Having escaped the counter of the family butcher's shop, Richard Turpin took up with the Gregory gang, a coalition of bruisers who specialised in raiding well-to-do farmhouses on the outskirts of London. In a typical adventure in February 1735, the gang burst into Earlsbury Farm in the village of Edgware. While Samuel Gregory, the leader of the gang, took the maid upstairs and raped her at gunpoint, Dick and the others forced a septuagenarian manservant to reveal the presence of the cash box by beating him with their pistols, emptying a kettle of water over his head, dragging him around the house by his nose, and sitting him bare-buttocked on the open fire.

After exposing the historical Turpin as a mean little operator and not at all the sort of man who deserved to have a song written about him by Adam Ant, Sharpe enumerates the texts which built him into a posthumous hero. Since he has gone to the trouble of writing a book on the subject, one might have expected him to argue that British culture would be poorer without the myth of the highwayman, since it has bequeathed us a large and seductive body of popular narrative. Quite the opposite: Sharpe resents the attractive nature of these fictions, and regards their tenacity as evidence of "the widespread unwillingness to accept or engage with any level of difficulty or acknowledge any concept of professional expertise in endeavours that are purely intellectual". That the dandy highwayman still gallops through the popular imagination, he suggests, shows that few people are really interested in the realities to be quarried from the archives. "Is getting history right really so unimportant?" he asks. "And if so, how does this unimportance fit with that ever-increasing public hunger for history, or at least for tasty and easily digestible morsels of the past?"
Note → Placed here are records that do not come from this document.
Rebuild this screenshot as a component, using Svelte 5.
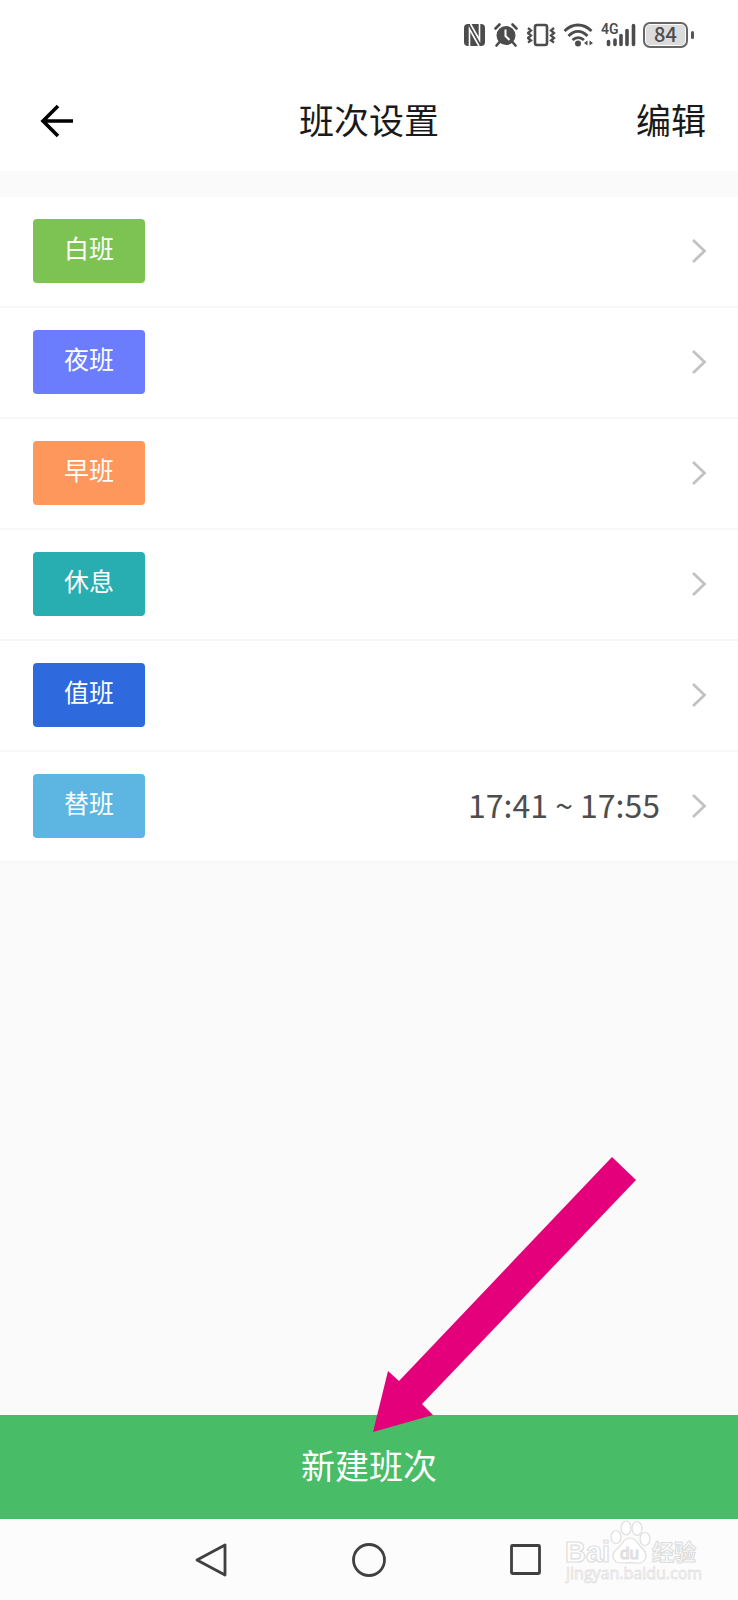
<script>
  const shifts = [
    { name: '白班', color: '#7dc353', time: '' },
    { name: '夜班', color: '#6b7dfc', time: '' },
    { name: '早班', color: '#fe975b', time: '' },
    { name: '休息', color: '#28adb0', time: '' },
    { name: '值班', color: '#2e69de', time: '' },
    { name: '替班', color: '#5cb6e1', time: '17:41 ~ 17:55' }
  ];
</script>

<div class="page">
  <div class="status">
    <svg width="24" height="24" viewBox="0 0 24 24">
      <rect y="1" width="21" height="22" rx="4" fill="#4c4c4c" />
      <path d="M5.500 23V6l9.500 17M15.500 1v16L6.500 1" fill="none" stroke="#fff" stroke-width="1.600" />
    </svg>
    <svg width="27" height="24" viewBox="0 0 27 24" fill="none" stroke="#4c4c4c">
      <circle cx="12" cy="12.500" r="9.500" fill="#4c4c4c" stroke="none" />
      <path d="M1.500 5.500l4-4M22.500 5.500l-4-4M5.500 19l-3 3.500M18.500 19l3 3.500" stroke-width="2.600" stroke-linecap="round" />
      <path d="M11.500 6.500v6.500l4 4" stroke="#fff" stroke-width="2" />
    </svg>
    <svg width="30" height="24" viewBox="0 0 30 24" fill="none" stroke="#4c4c4c">
      <rect x="8" y="2" width="12" height="20" rx="2" stroke-width="2.600" />
      <path d="M1 5l3 2.500-3 2.500 3 2.500-3 2.500 3 2.500-3 2M27 5l-3 2.500 3 2.500-3 2.500 3 2.500-3 2.500 3 2" stroke-width="2.300" />
    </svg>
    <svg width="32" height="24" viewBox="0 0 32 24" fill="none" stroke="#4c4c4c" stroke-width="2.800">
      <path d="M1.500 8c8-8 19-8 27 0M5.500 13c6-6 13-6 19 0M9.500 17c3.500-3 8-3 11.500 0" />
      <circle cx="15" cy="20.500" r="3" fill="#4c4c4c" stroke="none" />
      <path d="M24.500 17.500v5l-3.500-2.500zM26.500 17.500v5l3.500-2.500z" fill="#4c4c4c" stroke="none" />
    </svg>
    <svg class="signal" width="36" height="26" viewBox="0 0 36 26">
      <text x="0" y="12" font-size="14" font-weight="600" fill="#4c4c4c">4G</text>
      <path d="M7.500 19.500v3M14 18v4.500M20 13.500v9M26 8.500v14M32.500 3.500v19" stroke="#4c4c4c" stroke-width="3.600" stroke-linecap="round" />
    </svg>
    <div class="battery">84</div>
    <div class="nub"></div>
  </div>

  <header>
    <button class="back" aria-label="返回">
      <svg width="34" height="34" viewBox="0 0 34 34" fill="none" stroke="#000" stroke-width="3.600">
        <path d="M33 17H3M18 2L3 17l15 15" />
      </svg>
    </button>
    <h1>班次设置</h1>
    <button class="edit">编辑</button>
  </header>

  <ul>
    {#each shifts as shift}
      <li>
        <button class="row">
          <span class="tag" style="background: {shift.color}">{shift.name}</span>
          <span class="time">{shift.time}</span>
          <svg width="16" height="26" viewBox="0 0 16 26" fill="none" stroke="#c2c2c2" stroke-width="2.800">
            <path d="M2 2l11.500 11L2 24" />
          </svg>
        </button>
      </li>
    {/each}
  </ul>

  <div class="action">
    <button class="create">新建班次</button>
    <svg class="pointer" width="263" height="275" viewBox="0 0 263 275" fill="#e4007b">
      <path d="M239 0L263 23 49 247 60 258 0 275 15 214 26 224z" />
    </svg>
  </div>

  <nav>
    <button aria-label="后退">
      <svg width="36" height="36" viewBox="0 0 36 36"><path d="M31 3v30L3 18z" /></svg>
    </button>
    <button aria-label="主屏幕">
      <svg width="36" height="36" viewBox="0 0 36 36"><circle cx="18" cy="18" r="15.500" /></svg>
    </button>
    <button aria-label="最近任务">
      <svg width="36" height="36" viewBox="0 0 36 36"><rect x="3.500" y="3.500" width="28" height="28" rx="1" /></svg>
    </button>
    <svg class="mark" width="138" height="66" viewBox="0 0 138 66" fill="#fff" stroke="#dedede" stroke-width="1.200">
      <text x="1" y="42" font-size="29" font-weight="700">Bai</text>
      <ellipse cx="52" cy="17" rx="5" ry="6.500" />
      <ellipse cx="62" cy="8" rx="5" ry="7" />
      <ellipse cx="73" cy="8.500" rx="5" ry="7" />
      <ellipse cx="81" cy="19" rx="5" ry="6.500" />
      <path d="M66 18c-6 0-7 5-11 9s-7 6-6 10c1 5 5 6 9 6s10-1 14 0 9-1 10-6c1-4-2-7-5-10s-5-9-11-9z" />
      <text x="56" y="39" font-size="17">du</text>
      <text x="88" y="40" font-size="22" font-weight="700">经验</text>
      <text class="site" x="2" y="59" font-size="16">jingyan.baidu.com</text>
    </svg>
  </nav>
</div>

<style>
  :global(body) {
    margin: 0;
  }
  .page {
    min-height: 100vh;
    display: flex;
    flex-direction: column;
    background: #fafafa;
    color: #1a1a1a;
    font-family: "Noto Sans CJK SC", sans-serif;
  }
  button {
    border: 0;
    padding: 0;
    background: none;
    color: inherit;
    font: inherit;
    cursor: pointer;
  }
  svg {
    display: block;
    flex: none;
  }
  .status {
    display: flex;
    align-items: center;
    justify-content: flex-end;
    gap: 6px;
    height: 70px;
    padding-right: 44px;
    background: #fff;
  }
  .signal text {
    font-family: Roboto, sans-serif;
  }
  .battery {
    box-sizing: border-box;
    width: 45px;
    height: 26px;
    border: 2px solid #666;
    border-radius: 7px;
    background: #dcdcdc;
    box-shadow: inset 0 0 0 1px #fff;
    color: #4c4c4c;
    font-size: 20px;
    font-weight: 500;
    line-height: 20px;
    text-align: center;
  }
  .nub {
    width: 3px;
    height: 8px;
    margin-left: -3px;
    border-radius: 2px;
    background: #555;
  }
  header {
    display: grid;
    grid-template-columns: 1fr auto 1fr;
    align-items: center;
    height: 101px;
    padding: 0 32px;
    background: #fff;
  }
  .back {
    justify-self: start;
    padding-left: 8px;
  }
  h1 {
    margin: 0;
    padding-bottom: 4px;
    font-size: 35px;
    font-weight: 400;
    line-height: 50px;
  }
  .edit {
    justify-self: end;
    padding-bottom: 4px;
    font-size: 35px;
    line-height: 50px;
  }
  ul {
    margin: 26px 0 0;
    padding: 0;
    list-style: none;
    background: #fff;
  }
  li {
    border-bottom: 2px solid #f7f7f7;
  }
  .row {
    display: flex;
    align-items: center;
    width: 100%;
    padding: 22px 31px 23px 33px;
  }
  .tag {
    box-sizing: border-box;
    width: 112px;
    height: 64px;
    padding-bottom: 8px;
    border-radius: 4px;
    color: #fff;
    font-size: 25px;
    line-height: 56px;
  }
  .time {
    flex: 1;
    padding: 0 31px 4px 0;
    color: #4d4d4d;
    font-size: 32px;
    line-height: 48px;
    text-align: right;
  }
  .action {
    position: relative;
    margin-top: auto;
  }
  .create {
    display: block;
    width: 100%;
    height: 104px;
    padding-bottom: 6px;
    background: #49bc67;
    color: #fff;
    font-size: 34px;
  }
  .pointer {
    position: absolute;
    left: calc(50% + 4px);
    bottom: 87px;
    pointer-events: none;
  }
  nav {
    position: relative;
    display: grid;
    grid-template-columns: repeat(3, 1fr);
    height: 81px;
    padding: 0 18%;
    background: #fcfcfc;
  }
  nav button {
    display: grid;
    place-items: center;
  }
  nav button svg {
    fill: none;
    stroke: #404040;
    stroke-width: 2.8;
    stroke-linejoin: round;
  }
  .mark {
    position: absolute;
    right: 36px;
    top: 1px;
    pointer-events: none;
  }
  .mark text {
    font-family: "Liberation Sans", "Noto Sans CJK SC", sans-serif;
  }
  .mark .site {
    font-family: "Open Sans", sans-serif;
    stroke: #e2e2e2;
    stroke-width: 0.8;
  }
</style>
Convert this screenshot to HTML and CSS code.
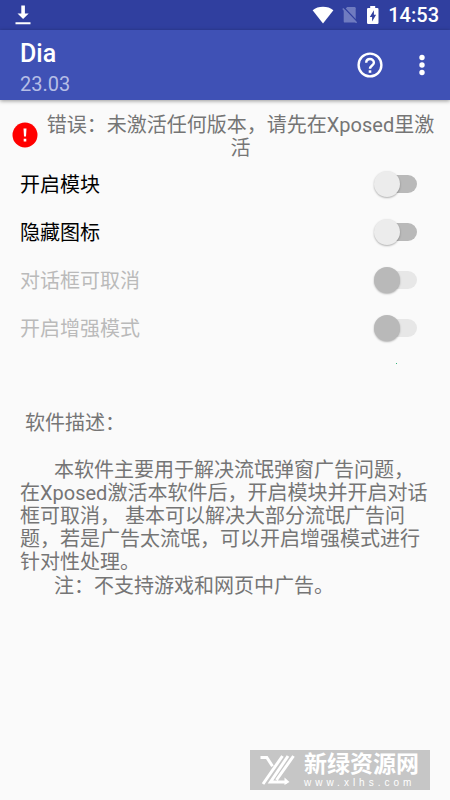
FILE: index.html
```html
<!DOCTYPE html>
<html lang="zh-CN">
<head>
<meta charset="utf-8">
<meta name="viewport" content="width=device-width, initial-scale=1">
<title>Dia</title>
<link rel="stylesheet" href="styles.css">
</head>
<body>
<div class="status-bar">
  <svg class="download" viewBox="0 0 16 20" width="16" height="20" aria-hidden="true"><path d="M6.300 0.500h3.600v8h3.800L8.100 14 2.500 8.500h3.800zM.5 17.300h15v2h-15z"/></svg>
  <div class="status-icons">
    <svg viewBox="0 0 22 18" width="22" height="18" aria-hidden="true"><path d="M.6 4.200C3.500 1.900 7 .8 11 .8s7.500 1.100 10.400 3.400L11 17.600z"/></svg>
    <svg class="no-sim" viewBox="0 0 16 18" width="16" height="18" aria-hidden="true"><path d="M5.200 1h7.300q1.200 0 1.200 1.200v14.400H2.900q-1.200 0-1.200-1.200V4.500z"/><path class="slash-gap" d="M1.800 1.500l13 13.700"/><path class="slash" d="M.8 2.500l13.800 14.300"/></svg>
    <svg viewBox="0 0 14 20" width="14" height="20" aria-hidden="true"><path fill-rule="evenodd" d="M4.200 1h5v2h2.100q1.200 0 1.200 1.200v13.600q0 1.200-1.200 1.200H2.200Q1 19 1 17.800V4.200Q1 3 2.200 3h2zM7.900 5.300L3.800 12h2.300v4.600l4-6.900H7.900z"/></svg>
    <time class="clock">14:53</time>
  </div>
</div>
<header class="app-bar">
  <div class="heading">
    <h1>Dia</h1>
    <p>23.03</p>
  </div>
  <button class="icon-button" type="button" aria-label="帮助">
    <svg viewBox="0 0 26 26" width="26" height="26" aria-hidden="true"><circle class="line" cx="13" cy="13" r="11.400"/><path class="line" d="M9.200 10.700C9.200 8.400 10.800 7 13 7s3.900 1.500 3.900 3.700c0 2.700-3.900 3-3.900 6.100"/><path d="M11.700 18.300h2.600v2.500h-2.600z"/></svg>
  </button>
  <button class="icon-button menu" type="button" aria-label="更多选项">
    <svg viewBox="0 0 6 22" width="6" height="22" aria-hidden="true"><circle cx="3" cy="3.500" r="2.700"/><circle cx="3" cy="11" r="2.700"/><circle cx="3" cy="18.500" r="2.700"/></svg>
  </button>
</header>
<main>
  <div class="notice" role="alert">
    <svg viewBox="0 0 26 26" width="26" height="26" aria-hidden="true"><circle class="alert-disc" cx="13" cy="13" r="12.500"/><path class="alert-mark" d="M11.500 6.500h3l-.5 8h-2zM11.700 16.800h2.600v2.600h-2.600z"/></svg>
    <p>错误：未激活任何版本，请先在Xposed里激活</p>
  </div>
  <form class="settings">
    <label class="row"><span>开启模块</span><input class="switch" type="checkbox" role="switch"></label>
    <label class="row"><span>隐藏图标</span><input class="switch" type="checkbox" role="switch"></label>
    <label class="row disabled"><span>对话框可取消</span><input class="switch" type="checkbox" role="switch" disabled></label>
    <label class="row disabled"><span>开启增强模式</span><input class="switch" type="checkbox" role="switch" disabled></label>
  </form>
  <div class="marker"></div>
  <section class="description">
    <h2>软件描述：</h2>
    <p>本软件主要用于解决流氓弹窗广告问题，在Xposed激活本软件后，开启模块并开启对话框可取消， 基本可以解决大部分流氓广告问题，若是广告太流氓，可以开启增强模式进行针对性处理。</p>
    <p>注：不支持游戏和网页中广告。</p>
  </section>
</main>
<footer class="watermark">
  <svg viewBox="0 0 36 30" width="36" height="30" aria-hidden="true"><path class="logo-line" d="M.5 2.500h6.300l5.700 8.700M22.500 1L3 29M28 1L10.500 27H27M33.500 1L16.500 25"/><path d="M24.500 22.500l5 4.500-5 3z"/></svg>
  <div class="watermark-text">
    <strong>新绿资源网</strong>
    <span>www.xlhs.com</span>
  </div>
</footer>
</body>
</html>
```
FILE: styles.css
```css
* {
  box-sizing: border-box;
}

body {
  margin: 0;
  min-height: 100vh;
  display: flex;
  flex-direction: column;
  background: #fafafa;
  color: #757575;
  font: 20px/24px Roboto, "Noto Sans CJK SC", sans-serif;
}

h1, h2, p {
  margin: 0;
  font-size: inherit;
  font-weight: 400;
}

svg {
  flex: none;
  fill: currentColor;
}

.status-bar {
  display: flex;
  align-items: center;
  justify-content: space-between;
  height: 30px;
  padding: 0 11px 0 15px;
  background: #303f9f;
  color: #fff;
}

.status-icons {
  display: flex;
  align-items: center;
  gap: 8px;
}

.no-sim {
  color: #6f7bc0;
}

.slash,
.slash-gap {
  stroke: currentColor;
  stroke-width: 1.5;
}

.slash-gap {
  stroke: #303f9f;
}

.clock {
  font-weight: 500;
}

.app-bar {
  display: flex;
  align-items: center;
  height: 70px;
  padding: 0 20px;
  background: #3f51b5;
  color: #fff;
  box-shadow: 0 1px 4px rgba(0, 0, 0, .4);
}

.heading {
  flex: 1;
  padding-top: 6px;
}

.heading h1 {
  font-size: 25px;
  font-weight: 500;
  line-height: 32px;
}

.heading p {
  color: #b6bee6;
  line-height: 28px;
}

.icon-button {
  display: flex;
  padding: 0;
  border: 0;
  background: none;
  color: inherit;
}

.menu {
  padding-left: 36px;
  padding-right: 5px;
}

.line {
  fill: none;
  stroke: currentColor;
  stroke-width: 2.4;
}

main {
  flex: 1;
}

.notice {
  display: flex;
  align-items: center;
  gap: 4px;
  min-height: 60px;
  padding: 10px 11px 0 12px;
}

.notice p {
  flex: 1;
  padding-top: 4px;
  line-height: 23px;
  text-align: center;
}

.alert-disc {
  fill: #f00;
}

.alert-mark {
  fill: #fff;
}

.row {
  display: flex;
  align-items: center;
  justify-content: space-between;
  height: 48px;
  padding: 0 33px 0 20px;
  color: #000;
}

.row span {
  padding-top: 2px;
}

.disabled {
  color: #bababa;
}

.switch {
  appearance: none;
  display: flex;
  align-items: center;
  width: 40px;
  height: 18px;
  margin: 0;
  border-radius: 9px;
  background: #b9b9b9;
}

.switch::before {
  content: "";
  width: 26px;
  height: 26px;
  margin-left: -3px;
  border-radius: 50%;
  background: #ececec;
  box-shadow: 0 1px 2px rgba(0, 0, 0, .3);
}

.switch:disabled {
  background: #e7e7e7;
}

.switch:disabled::before {
  background: #b9b9b9;
}

.marker {
  width: 1px;
  height: 1px;
  margin: 11px 53px 0 auto;
  background: #35b57c;
}

.description {
  padding: 47px 20px 0;
}

.description h2 {
  margin-bottom: 24px;
  padding-left: 5px;
}

.description p {
  margin-bottom: 1px;
  text-indent: 34px;
  line-height: 23px;
}

.watermark {
  display: flex;
  align-items: center;
  align-self: flex-end;
  gap: 8px;
  height: 40px;
  margin: 0 20px 10px;
  padding: 0 11px 0 10px;
  background: #c6c6c6;
  color: #fff;
}

.logo-line {
  fill: none;
  stroke: currentColor;
  stroke-width: 3;
}

.watermark-text {
  display: flex;
  flex-direction: column;
  padding-top: 2px;
}

.watermark strong {
  font-size: 23px;
  font-weight: 700;
  line-height: 24px;
}

.watermark span {
  font: 10px/12px "Liberation Sans", sans-serif;
  letter-spacing: 4px;
}
```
From here, he launches into a speech railing against the inadequacies of history's treatment in newspapers and on television. Book critics are slapped about for their lack of specialist knowledge. David Starkey feels the full force of Sharpe's handbag: his series on Elizabeth I and Henry VIII had, he argues, "the same cultural resonances as reading Hello! magazine". It's hard not to agree with these statements. The growth of TV history has produced a slew of flaky documentaries - mainly on Hitler, witch-finding and mummification techniques - which have done little to enhance anyone's understanding of the past. Reviewers are sometimes ill-equipped to judge the volumes that end up on their desks. (Usually, it must be said, to the benefit of their authors - as has been demonstrated by some of the over-generous reviews of Dick Turpin that have already appeared.)

Sharpe ought, however, to have made certain of the accuracy of his own research before picking fights with the quality of other people's work. When his story moves beyond his home territory - 18th-century crime - defects in scholarship multiply. Page 199 contains six errors of fact or transcription.

More flaws are legible in his analysis of the highwayman's representation in Victorian penny dreadfuls: sensational serials for boys which boomed after the repeal of the paper taxes in 1861. This is more than a minor detail, as 19th-century popular fiction was largely responsible for recasting the historical Turpin in heroic mould. Sharpe singles out Edwin J Brett's News-Agents Publishing Company as one of the principal producers of these gory productions. His was an area of publishing, he argues, that was transformed in 1879 when "Respectability struck back with the founding of what was to become one of the most successful publications for adolescents ever, The Boys' Own Paper." In fact, this clean-up campaign had begun over a decade before, in the pages of Edwin J Brett's own publications. Brett's magazine Boys of England was founded in 1866 upon similar principles to the Boy's Own, offering a wholesome and educative alternative to the tales of rape and murder with which it shared the children's section of the news-stands.

Moreover, the penny dreadfuls themselves had already begun to acknowledge that the highwaymen on their pages had been romanticised beyond credibility and good taste. By the middle of the 1860s, it was absolutely conventional for a bloodthirsty serial for boys to offer a tirade against the bloodthirsty serial for boys. The Boy Pirate (1866), for example, asks its readers to imagine a highwayman who offers his loot to a needy widow, and yet is still sickened by his ill-gotten gains: "I am not like the hard-working errand boy, who fought with labour, and won its prizes, and then freely gave his hard earnings," he reflects. "I am a humbug." This material is impossible to detect by typing the words "Turpin" or "Highwayman" into a search engine, but the archive has much of it to offer. Either Sharpe's research didn't go far enough to discover its riches, or he has chosen to exclude them for reasons of his own.

A good history book, according to Dick Turpin's latest biographer, must obey a number of basic rules: "Respect for evidence, attempts to get to grips with all relevant documentation, a respect for balance in the approach taken to the subject and a willingness to face complexity and ambiguity in both what is being written about and the materials upon which that writing is based." Not quite a highwayman's valediction. But as famous last words, I think they'll do.